Avatar • Sep 24, 2012

By Geniece of Beautifully Made

School buses, leaves in lovely orange, red and golden hues and cooling temperatures signal the end of one season and the beginning of another. Personally, summer is my favorite season. The heat, however, can dry out my hair. Cooler weather has can be beneficial for the hair but once the weather become brutally cold you will need to winter proof your hair to ensure maximum moisture. In providing you a few helpful tips I think it’s important to distinguish between hair care in cool, autumn weather and winter weather. In my experience, hair responds differently to cool temperatures and extreme cold.

Cool Weather Hair Care

Cooler temperatures in the fall bring a decrease in humidity and arid heat. In many ways the weather is conducive to retaining moisture but not humid enough to spoil you well styled braid out. During this time of year you may want to limit your use of products containing glycerin. Products that contain glycerin high on the ingredient list are designed to attract moisture from the air towards your hair. When the air is dry and cool glycerin doesn’t draw moisture from the air. The worst case scenario is that if there is more moisture in your hair than the air, you may suffer from moisture loss. In cool weather, say 50 to 60 degrees Fahrenheit, light moisturizers and light oils to seal in the moisture have worked well for my kinky-coily hair. If you became used to humid, muggy summer that required less weekly application of moisture, you will have to moisturize your hair more regularly, paying special attention to your ends.

Cold Weather Hair Care

I live in New England and right around late October the weather begins to get downright cold, dropping into the 30s and below. During this time of year I find it helpful to have a rich and creamy moisturizer on hand. I am an aloe vera juice fan and will lightly apply the product to my hair before sealing my hair with an oil or butter. For me, products that contain castor oil are wonderful sealants in extreme cold. Castor oil is rather heavy so you might create a mixture with castor oil and a lighter oil like jojoba or olive oil. Be sure to moisturizer you hair before applying oils because, while oils and butters may make you hair feel soft and supple, they don’t actually impart moisture. Remember: If water is not in the product then your hair won’t be moisturized.

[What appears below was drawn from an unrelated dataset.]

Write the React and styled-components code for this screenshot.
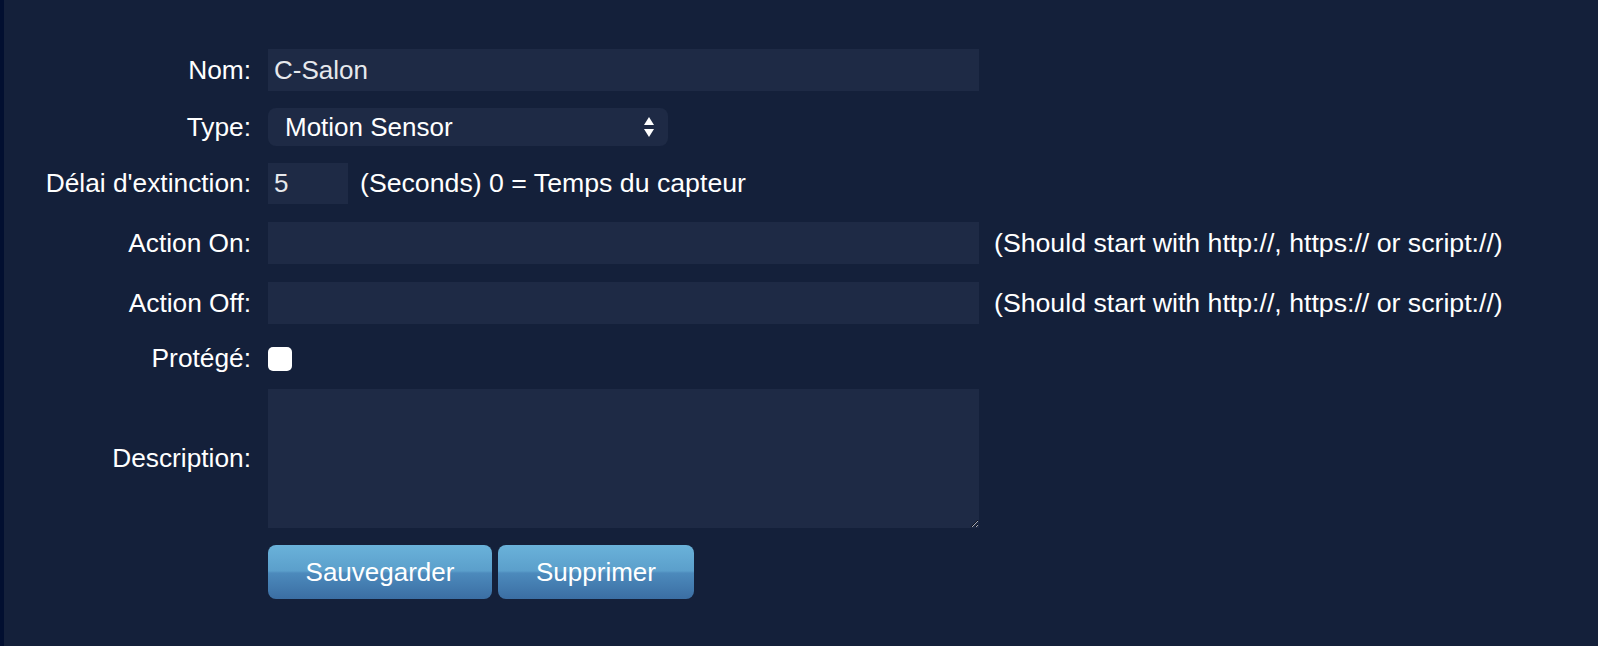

During the cold weather I find it necessary to protect the ends of my hair. This includes protective styling but more importantly being mindful of the fabrics in which our hair comes in contact. I have had the hair along my nape break off because of a wool scarf. I was in high school at the time and thanks to my mother’s wisdom I stopped wearing the scarf. Left to my own devices I would have happily continued wearing the scarf as it rubbed against my hair, all the while wondering why the hair along my nape was 7–8 inches shorter than the rest of my hair. Also be mindful of wool coats. Wool pea coats are lovely winter staples but if you wear “out” styles that cause your hair to be in constant contact with you coat consider using a satin or silk dress scarf and folding it over the collar of the coat. The same goes for hats. I’ve seen a few winter hats lined with satin or silk that may be a great option to reduce unnecessary friction between your hair and your clothing.

I hope these tips are helpful as you approach cooler weather. Although, I’m not a fan of the cold I do appreciate the lack of sudden summer down pours and the sweltering humidity that transforms my well styled braid out into, well, something else. As long as you keep your hair moisturized winter hair can be flawless and fabulous just like you.

How do you transition your regimen as the weather cools?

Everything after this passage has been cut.